Start with a group $G$ without topology, we want to generate a topology on the group by a collection of sets containing identity.

To be more specific, let $\mathcal{S}_e$ be a collection of sets containing identity $e$. Let $\mathcal{S}_x:= \{L_x(U) : x\in G, U \in \mathcal{S}_e\}$, where $L_x$ is the left multiplication by $x$. What I want to ask is under what conditions (if such conditions exist at all) of $\mathcal{S}_e$, $\mathcal{S}= \bigcup_{x\in G} \mathcal{S}_x $ is a base so that it generates a topology for $G$.

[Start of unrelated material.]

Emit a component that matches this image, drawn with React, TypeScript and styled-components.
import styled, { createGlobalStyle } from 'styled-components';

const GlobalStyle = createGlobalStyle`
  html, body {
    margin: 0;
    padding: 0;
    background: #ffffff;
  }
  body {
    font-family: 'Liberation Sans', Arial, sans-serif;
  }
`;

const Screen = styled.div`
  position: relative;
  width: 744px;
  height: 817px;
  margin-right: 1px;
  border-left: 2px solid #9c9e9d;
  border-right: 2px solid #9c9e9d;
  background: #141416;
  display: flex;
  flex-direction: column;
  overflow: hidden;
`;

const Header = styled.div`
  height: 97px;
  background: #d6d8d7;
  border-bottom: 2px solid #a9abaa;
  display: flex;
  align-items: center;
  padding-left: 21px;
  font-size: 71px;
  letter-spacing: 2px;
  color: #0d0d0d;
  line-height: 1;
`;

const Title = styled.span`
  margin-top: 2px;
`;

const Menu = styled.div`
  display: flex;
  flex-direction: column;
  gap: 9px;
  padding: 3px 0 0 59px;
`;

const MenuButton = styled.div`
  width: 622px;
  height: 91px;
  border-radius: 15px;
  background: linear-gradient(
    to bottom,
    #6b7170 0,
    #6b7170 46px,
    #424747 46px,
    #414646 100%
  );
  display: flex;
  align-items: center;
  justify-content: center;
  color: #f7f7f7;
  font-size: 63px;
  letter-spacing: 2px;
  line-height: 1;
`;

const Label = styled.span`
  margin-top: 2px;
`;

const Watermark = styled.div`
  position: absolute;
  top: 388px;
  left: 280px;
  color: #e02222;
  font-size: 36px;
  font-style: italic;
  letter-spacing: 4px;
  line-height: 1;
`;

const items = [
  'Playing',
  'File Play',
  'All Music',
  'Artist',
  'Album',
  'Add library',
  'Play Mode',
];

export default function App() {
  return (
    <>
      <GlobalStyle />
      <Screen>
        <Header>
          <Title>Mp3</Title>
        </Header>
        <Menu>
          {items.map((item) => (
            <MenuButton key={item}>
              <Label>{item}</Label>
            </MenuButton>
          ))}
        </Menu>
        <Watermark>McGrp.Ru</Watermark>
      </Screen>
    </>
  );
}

The same question can be asked in the manner of "subbase" if we do finite intersection first. Define $\mathcal{B}_e:= \{U : U \text{ is a finite intersection of sets in } S_e\}$. $\mathcal{B}_x:= \{L_x(U) : x\in G, U \in \mathcal{B}_e\}$. Under what conditions (if such conditions exist at all) of $\mathcal{S}_e$, $\mathcal{B} = \bigcup_{x\in G} \mathcal{B}_x$ is a base so that it generates a topology for $G$.

Note here if $\mathcal{S}$ or $\mathcal{B}$ is a base then the topology it generates is automatically translation-invariant. To simplify the question, I do not require $G$ is a topological group under this topology so we do not need to worry about taking inverse is continuous or not.

I think A random collection doesn't work, in either case. A counterexample in my mind is $G = Z_5$, if we define $\mathcal{S}_0 = \{4,0,1\}.$ $\mathcal{B}=\mathcal{S}$ = {{4,0,1},{0,1,2},{1,2,3},{2,3,4},{3,4,0}}. It is obviously not a base for any topology.

Answer 1

A requirement for B to be a base is
for all x,y in G, U,V in B$_e$,
(a in xU $\cap$ yV implies xU $\cap$ yV in L$_a$).

"we want to generate ..." Please speak for yourself only, I have no desire to do that.

After expressing the desire "I want to ask ..." you still have not asked your question. Do not beat around the bush, be brave and directly ask your question "What conditions are needed for S to be a base of some topology for G"?

Answer 2

A classic basic theorem that characterises local bases of $e$: a non-empty collection of $\mathcal{V}$ of subsets of $G$ is a local base at $e$ iff

1. $\forall U \in \mathcal{V}: e \in U$ (obviously)
2. $\forall U,V \in \mathcal{V}: \exists W \in \mathcal{V}: W \subseteq U \cap V$ (filterbase property)
3. $\forall U \in \mathcal{V}: \exists V \in \mathcal{V}: VV^{-1} \subseteq U$
4. $\forall U \in \mathcal{V} \forall x \in U: \exists V \in \mathcal{V}: xV \subseteq U$
5. $\forall U \in \mathcal{V}: \forall a \in G: \exists W \in \mathcal{V}: aWa^{-1} \subseteq U$.

And to characterise Hausdorff topological groups replace 1 by 1':

1'. $\bigcap \mathcal{V} = \{e\}$.

Under these circumstances $\{xV, Vx: x \in G, V \in \mathcal{V}\}$ forms a base for the topology on $G$ that makes it into a (Hausdorff) topological group.

I quoted this version from Grupos Topológicos, by Tkachenko et al. (in Spanish, bought it in Mexico), but I believe Bourbaki has a version of this too, probably many other books as well.